--- BEGIN ---
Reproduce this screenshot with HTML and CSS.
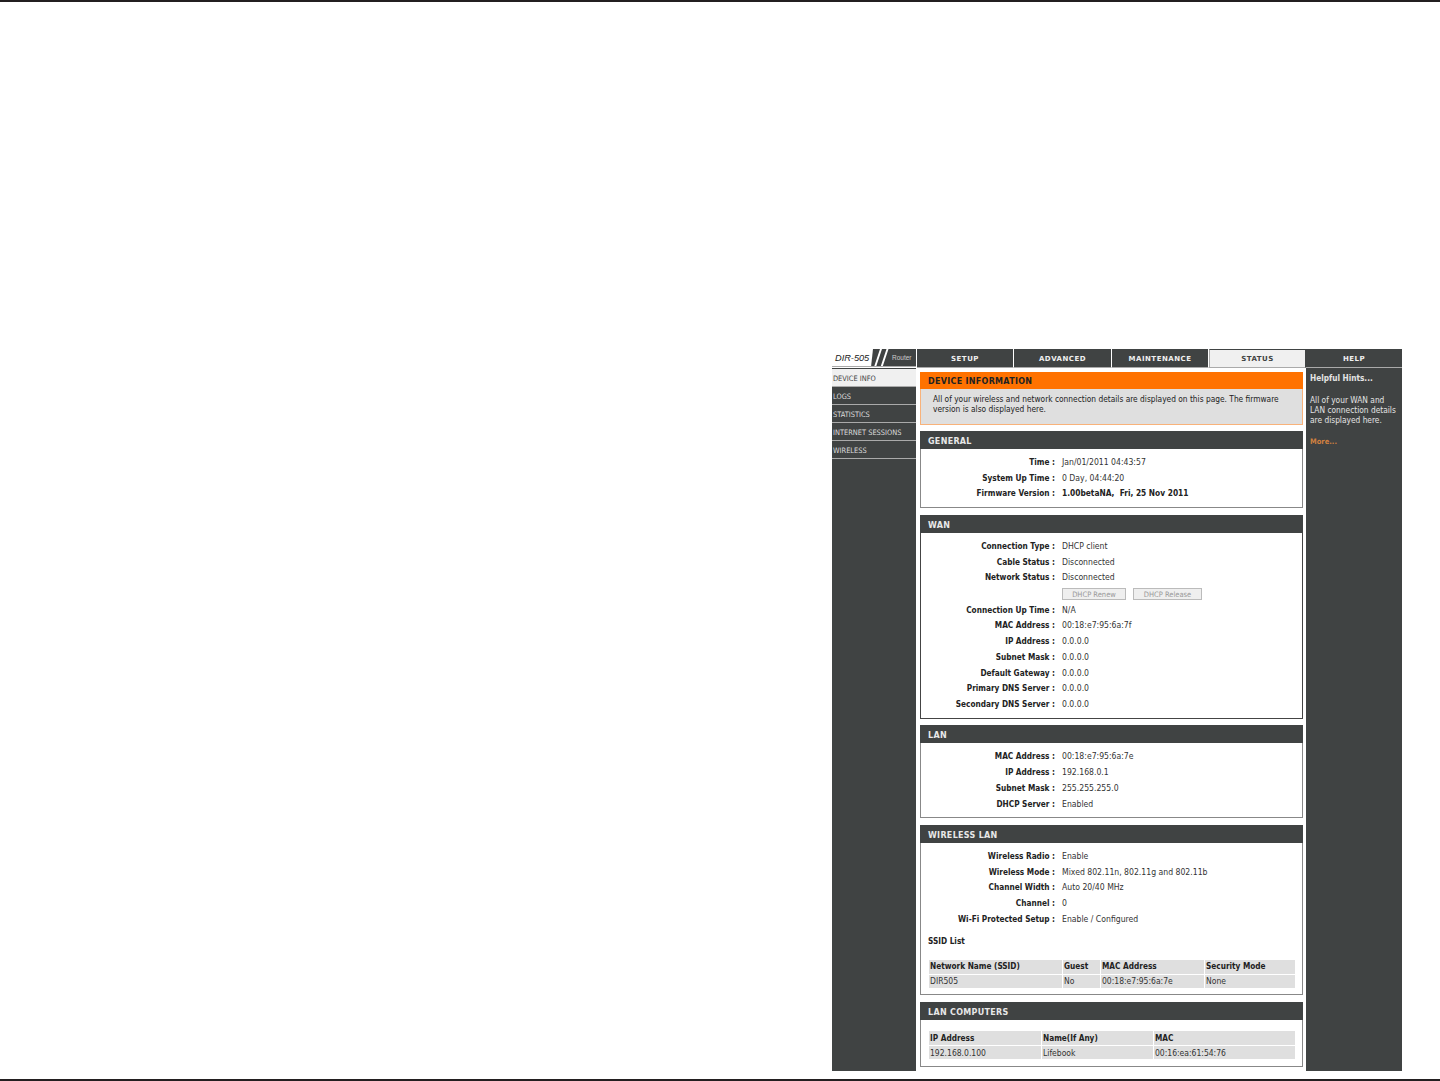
--- END ---
--- BEGIN ---
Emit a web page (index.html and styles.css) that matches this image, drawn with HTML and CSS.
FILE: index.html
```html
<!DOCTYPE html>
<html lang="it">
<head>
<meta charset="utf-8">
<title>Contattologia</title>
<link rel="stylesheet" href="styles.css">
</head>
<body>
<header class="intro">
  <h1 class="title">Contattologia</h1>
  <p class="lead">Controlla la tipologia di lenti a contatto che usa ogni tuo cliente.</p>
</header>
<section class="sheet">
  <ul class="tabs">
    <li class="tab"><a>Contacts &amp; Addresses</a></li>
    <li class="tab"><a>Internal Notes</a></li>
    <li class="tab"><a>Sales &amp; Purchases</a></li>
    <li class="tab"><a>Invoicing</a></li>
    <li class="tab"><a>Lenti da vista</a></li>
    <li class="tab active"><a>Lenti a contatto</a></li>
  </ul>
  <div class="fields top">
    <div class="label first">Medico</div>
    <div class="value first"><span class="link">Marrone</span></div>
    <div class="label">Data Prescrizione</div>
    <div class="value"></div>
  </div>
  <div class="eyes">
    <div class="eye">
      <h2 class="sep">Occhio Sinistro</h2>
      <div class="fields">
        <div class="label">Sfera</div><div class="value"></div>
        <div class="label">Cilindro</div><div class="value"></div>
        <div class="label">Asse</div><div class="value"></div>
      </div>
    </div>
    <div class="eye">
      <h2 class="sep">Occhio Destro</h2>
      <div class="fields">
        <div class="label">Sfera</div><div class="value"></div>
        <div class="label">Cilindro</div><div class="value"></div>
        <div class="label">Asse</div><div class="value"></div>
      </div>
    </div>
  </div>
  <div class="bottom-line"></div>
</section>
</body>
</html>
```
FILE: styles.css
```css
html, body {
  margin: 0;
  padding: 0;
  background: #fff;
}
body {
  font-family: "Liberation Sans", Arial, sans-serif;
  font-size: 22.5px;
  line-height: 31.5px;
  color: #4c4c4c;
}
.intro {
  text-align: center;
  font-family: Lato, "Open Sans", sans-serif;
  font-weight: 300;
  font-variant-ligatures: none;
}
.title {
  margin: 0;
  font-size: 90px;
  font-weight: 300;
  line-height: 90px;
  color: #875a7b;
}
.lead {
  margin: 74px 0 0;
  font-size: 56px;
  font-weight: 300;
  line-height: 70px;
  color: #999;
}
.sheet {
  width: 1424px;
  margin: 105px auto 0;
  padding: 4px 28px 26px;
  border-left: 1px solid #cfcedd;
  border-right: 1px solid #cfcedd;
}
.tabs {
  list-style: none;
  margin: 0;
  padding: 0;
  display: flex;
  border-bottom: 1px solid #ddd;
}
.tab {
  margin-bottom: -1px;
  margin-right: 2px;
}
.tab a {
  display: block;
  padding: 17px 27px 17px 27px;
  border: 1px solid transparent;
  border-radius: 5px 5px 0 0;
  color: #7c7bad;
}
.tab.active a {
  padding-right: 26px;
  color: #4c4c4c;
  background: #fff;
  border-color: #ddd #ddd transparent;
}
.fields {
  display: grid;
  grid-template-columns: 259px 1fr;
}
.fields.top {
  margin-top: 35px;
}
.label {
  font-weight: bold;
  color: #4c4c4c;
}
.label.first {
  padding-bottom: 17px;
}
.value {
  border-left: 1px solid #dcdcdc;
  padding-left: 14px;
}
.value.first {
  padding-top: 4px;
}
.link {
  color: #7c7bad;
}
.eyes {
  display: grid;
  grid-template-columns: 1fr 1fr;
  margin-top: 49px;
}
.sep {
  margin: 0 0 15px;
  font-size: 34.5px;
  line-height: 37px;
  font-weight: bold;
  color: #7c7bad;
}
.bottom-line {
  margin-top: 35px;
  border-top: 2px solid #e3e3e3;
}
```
--- END ---
> **EXERCISE DETAILS**:
List the lines of the material in which the word "styles" occurs.

> **THE OUTPUT**:
Emit a web page (index.html and styles.css) that matches this image, drawn with HTML and CSS.
<link rel="stylesheet" href="styles.css">
FILE: styles.css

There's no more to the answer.